Oral Presentation- Symposium 12th International Mammalogical Congress

Yucatan Peninsula Late Pleistocene mammal fauna. (#486)

Joaquin Arroyo-Cabrales 1 , James C. Chatters 2 , Blaine W. Schubert 3 , H. Gregory McDonald 4 , Pilar Luna-Erreguerrena 1
  1. Instituto Nacional de Antropologia e Historia, Mexico City, CDMX, Mexico
  2. Applied Paleoscience and DirectAMS, Bothell, Washington, United States of America
  3. Center of Excellence in Paleontology, East Tennessee State University, Johnson City, Tennessee, United States of America
  4. Utah State Office, Bureau of Land Management, Salt Lake City, Utah, United States of America

Yucatan Peninsula (México) is a geologically late topographic feature on Mexico´s landscape, but one that contains important faunal complexes, both modern and fossil. Those appearing during the Pleistocene are starting to provide an overall picture of just what that landscape looked like. Both dry and wet deposits have been studied, with data providing a highly diverse fauna containing at least 11 orders, 28 families, 54 genera, and 70 species. Dry caves, like Loltún Cave, have provided a very diverse faunal complex with many small and medium size animals, while wet deposits, like underwater caves, are rich in larger mammal remains, including megafauna. Hoyo Negro is a pit within an underwater cave, and is one of the richer deposits with megafauna, containing at least 12 species of extinct and extant mammals.
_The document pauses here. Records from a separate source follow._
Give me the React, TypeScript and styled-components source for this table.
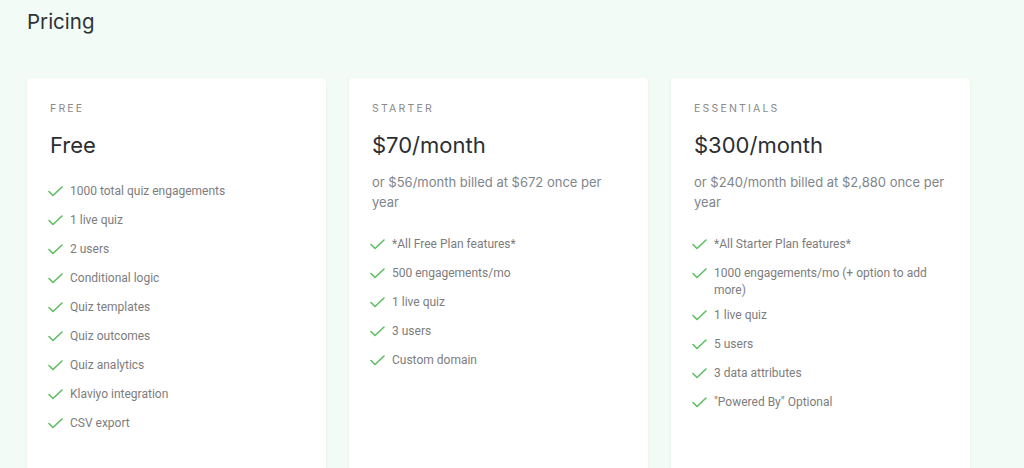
import React from 'react'
import styled, { createGlobalStyle } from 'styled-components'

const GlobalStyle = createGlobalStyle`
  body {
    margin: 0;
    background: #f2fbf5;
    font-family: 'Inter', 'Liberation Sans', sans-serif;
    overflow: hidden;
  }
`

const Page = styled.div`
  padding: 9px 27px 0;
  height: 468px;
  box-sizing: border-box;
  overflow: hidden;
`

const Title = styled.h1`
  margin: 0;
  font-size: 20.5px;
  font-weight: 400;
  color: #2d3338;
  line-height: 26px;
`

const Plans = styled.div`
  margin-top: 43px;
  display: grid;
  grid-template-columns: repeat(3, 299px);
  gap: 23px;
`

const Card = styled.div`
  background: #fff;
  border-radius: 4px;
  box-shadow: 0 1px 3px rgba(60, 90, 70, 0.08);
  padding: 24px 23px 40px;
  min-height: 420px;
`

const Label = styled.div`
  font-size: 10.5px;
  letter-spacing: 2.2px;
  color: #8a8a8a;
  text-transform: uppercase;
  line-height: 14px;
`

const Price = styled.div`
  margin-top: 14px;
  font-size: 22px;
  color: #2b2f33;
  line-height: 30px;
`

const Note = styled.div`
  margin-top: 12px;
  font-size: 13px;
  line-height: 20px;
  color: #80868b;
`

const Features = styled.ul<{ $first: number }>`
  list-style: none;
  margin: ${p => p.$first}px 0 0;
  padding: 0;
  display: flex;
  flex-direction: column;
  gap: 8px;
`

const Feature = styled.li`
  display: flex;
  align-items: flex-start;
  gap: 7px;
  min-height: 21px;
  font-family: 'Roboto', 'Liberation Sans', sans-serif;
  font-size: 12px;
  line-height: 17px;
  color: #7d7d7d;

  svg {
    flex: none;
    margin-top: 3px;
    margin-left: -2px;
  }
`

const Check = () => (
  <svg width="15" height="11" viewBox="0 0 15 11" fill="none">
    <path d="M1 5.5 L5 9.5 L14 1" stroke="#5fbd63" strokeWidth="1.6" strokeLinecap="round" strokeLinejoin="round" />
  </svg>
)

interface Plan {
  label: string
  price: string
  note?: string
  features: string[]
}

const plans: Plan[] = [
  {
    label: 'Free',
    price: 'Free',
    features: [
      '1000 total quiz engagements',
      '1 live quiz',
      '2 users',
      'Conditional logic',
      'Quiz templates',
      'Quiz outcomes',
      'Quiz analytics',
      'Klaviyo integration',
      'CSV export',
    ],
  },
  {
    label: 'Starter',
    price: '$70/month',
    note: 'or $56/month billed at $672 once per year',
    features: ['*All Free Plan features*', '500 engagements/mo', '1 live quiz', '3 users', 'Custom domain'],
  },
  {
    label: 'Essentials',
    price: '$300/month',
    note: 'or $240/month billed at $2,880 once per year',
    features: [
      '*All Starter Plan features*',
      '1000 engagements/mo (+ option to add more)',
      '1 live quiz',
      '5 users',
      '3 data attributes',
      '"Powered By" Optional',
    ],
  },
]

const App: React.FC = () => {
  return (
    <Page>
      <GlobalStyle />
      <Title>Pricing</Title>
      <Plans>
        {plans.map(plan => (
          <Card key={plan.label}>
            <Label>{plan.label}</Label>
            <Price>{plan.price}</Price>
            {plan.note && <Note>{plan.note}</Note>}
            <Features $first={plan.note ? 24 : 23}>
              {plan.features.map(f => (
                <Feature key={f}>
                  <Check />
                  <span>{f}</span>
                </Feature>
              ))}
            </Features>
          </Card>
        ))}
      </Plans>
    </Page>
  )
}

export default App
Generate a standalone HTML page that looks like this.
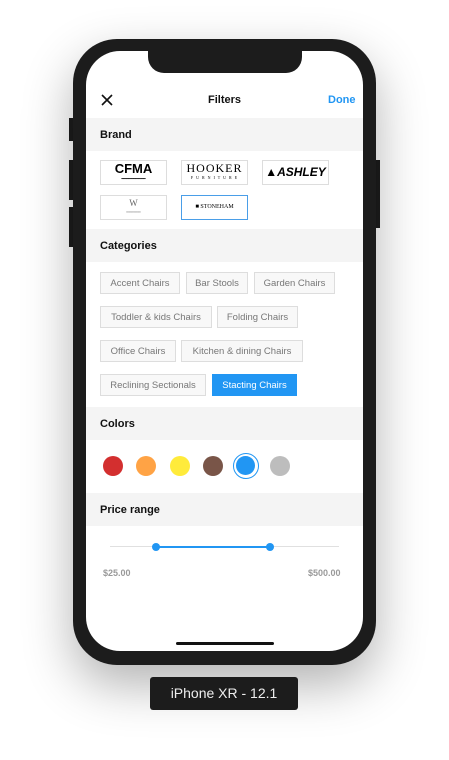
<!DOCTYPE html>
<html><head><meta charset="utf-8"><style>
*{margin:0;padding:0;box-sizing:border-box}
body{width:449px;height:760px;background:#fff;position:relative;overflow:hidden;font-family:"Liberation Sans",sans-serif}
.a{position:absolute}
.phone{left:73px;top:39px;width:303px;height:626px;background:#1c1c1c;border-radius:44px;box-shadow:0 20px 50px rgba(0,0,0,.3)}
.screen{left:86px;top:51px;width:277px;height:600px;background:#fff;border-radius:34px;overflow:hidden}
.notch{left:62px;top:-2px;width:154px;height:24px;background:#1c1c1c;border-radius:0 0 16px 16px}
.sec{left:0;width:277px;height:33px;background:#f4f4f4;font-size:11px;font-weight:bold;color:#111;padding:11px 0 0 14px}
.logo{width:67px;height:25px;border:1px solid #ddd;background:#fff;font-size:9px;text-align:center}
.chip{height:22px;border:1px solid #ddd;background:#f8f8f8;color:#777;font-size:9.5px;line-height:22px;text-align:center}
.dot{width:20px;height:20px;border-radius:50%}
.btn{background:#1c1c1c;width:4px}
</style></head><body>
<div class="a btn" style="left:69px;top:118px;height:23px"></div>
<div class="a btn" style="left:69px;top:160px;height:40px"></div>
<div class="a btn" style="left:69px;top:207px;height:40px"></div>
<div class="a btn" style="left:376px;top:160px;height:68px"></div>
<div class="a phone"></div>
<div class="a screen">
 <div class="a notch"></div>
 <svg class="a" style="left:15px;top:43px" width="12" height="12"><path d="M1 1L11 11M11 1L1 11" stroke="#111" stroke-width="1.6"/></svg>
 <div class="a" style="left:0;width:277px;top:43px;text-align:center;font-size:11px;font-weight:bold;color:#111">Filters</div>
 <div class="a" style="left:242px;top:43px;font-size:11px;font-weight:bold;color:#2196f3">Done</div>
 <div class="a sec" style="top:67px">Brand</div>
 <div class="a logo" style="left:14px;top:109px;font-weight:900;font-size:13px;line-height:16px">CFMA<div style="font-size:4px;line-height:4px">━━━━━━━━━━</div></div>
 <div class="a logo" style="left:95px;top:109px;font-family:'Liberation Serif',serif;font-size:12px;line-height:15px;letter-spacing:1px">HOOKER<div style="font-size:4px;line-height:4px">F U R N I T U R E</div></div>
 <div class="a logo" style="left:176px;top:109px;font-weight:900;font-size:12px;line-height:23px;font-style:italic">▲ASHLEY</div>
 <div class="a logo" style="left:14px;top:144px;font-family:'Liberation Serif',serif;font-size:9px;color:#666;line-height:14px">W<div style="font-size:3px;line-height:4px">━━━━━━━━</div></div>
 <div class="a logo" style="left:95px;top:144px;border-color:#4a9ee8;font-size:6px;line-height:23px;font-family:'Liberation Serif',serif">■ STONEHAM</div>
 <div class="a sec" style="top:178px">Categories</div>
 <div class="a chip" style="left:14px;top:221px;width:80px">Accent Chairs</div>
 <div class="a chip" style="left:100px;top:221px;width:62px">Bar Stools</div>
 <div class="a chip" style="left:168px;top:221px;width:81px">Garden Chairs</div>
 <div class="a chip" style="left:14px;top:255px;width:112px">Toddler &amp; kids Chairs</div>
 <div class="a chip" style="left:131px;top:255px;width:81px">Folding Chairs</div>
 <div class="a chip" style="left:14px;top:289px;width:76px">Office Chairs</div>
 <div class="a chip" style="left:95px;top:289px;width:122px">Kitchen &amp; dining Chairs</div>
 <div class="a chip" style="left:14px;top:323px;width:106px">Reclining Sectionals</div>
 <div class="a chip" style="left:126px;top:323px;width:85px;background:#2196f3;border-color:#2196f3;color:#fff">Stacting Chairs</div>
 <div class="a sec" style="top:356px">Colors</div>
 <div class="a dot" style="left:17px;top:405px;background:#d32f2f"></div>
 <div class="a dot" style="left:50px;top:405px;background:#ffa345"></div>
 <div class="a dot" style="left:84px;top:405px;background:#ffeb3b"></div>
 <div class="a dot" style="left:117px;top:405px;background:#795548"></div>
 <div class="a" style="left:147px;top:402px;width:26px;height:26px;border-radius:50%;border:1.5px solid #2196f3;padding:2px"><div style="width:19px;height:19px;border-radius:50%;background:#2196f3"></div></div>
 <div class="a dot" style="left:184px;top:405px;background:#bdbdbd"></div>
 <div class="a sec" style="top:442px">Price range</div>
 <div class="a" style="left:24px;top:495px;width:229px;height:1px;background:#e0e0e0"></div>
 <div class="a" style="left:70px;top:495px;width:114px;height:1.5px;background:#2196f3"></div>
 <div class="a dot" style="left:66px;top:492px;width:8px;height:8px;background:#2196f3"></div>
 <div class="a dot" style="left:180px;top:492px;width:8px;height:8px;background:#2196f3"></div>
 <div class="a" style="left:17px;top:517px;font-size:9px;font-weight:bold;color:#999">$25.00</div>
 <div class="a" style="left:222px;top:517px;font-size:9px;font-weight:bold;color:#999">$500.00</div>
 <div class="a" style="left:90px;top:591px;width:98px;height:3px;border-radius:2px;background:#111"></div>
</div>
<div class="a" style="left:150px;top:677px;width:148px;height:33px;background:#1c1c1c;border-radius:3px;color:#eee;font-size:14px;text-align:center;line-height:33px">iPhone XR - 12.1</div>
</body></html>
Extinct species include the highland gomphothere (Cuvieronius tropicalis), three species of ground sloth (Nothrotheriops shastensis, a new megalonychid taxon, and a mylodontid), and sabertooth cat (Smilodon cf. fatalis). Modern species include tapir (Tapirus), peccary (Tayassu), and extralimital records like bobcat (Lynx rufus) and coyote (Canis latrans). A tremarctine bear (Arctotherium) also occurs in the assemblage and represents a range extension of this South American taxon. The fauna includes both Neotropical taxa (sloths, gomphotheres), taxa with Nearctic affinities (carnivores, lagomorphs) and probably some endemic animals, like the megalonychid sloth and tremarctine bear. The presence of bobcat and coyote, and the occurrence of the Shasta ground sloth, indicate a drier and cooler climate in the region during the terminal Pleistocene.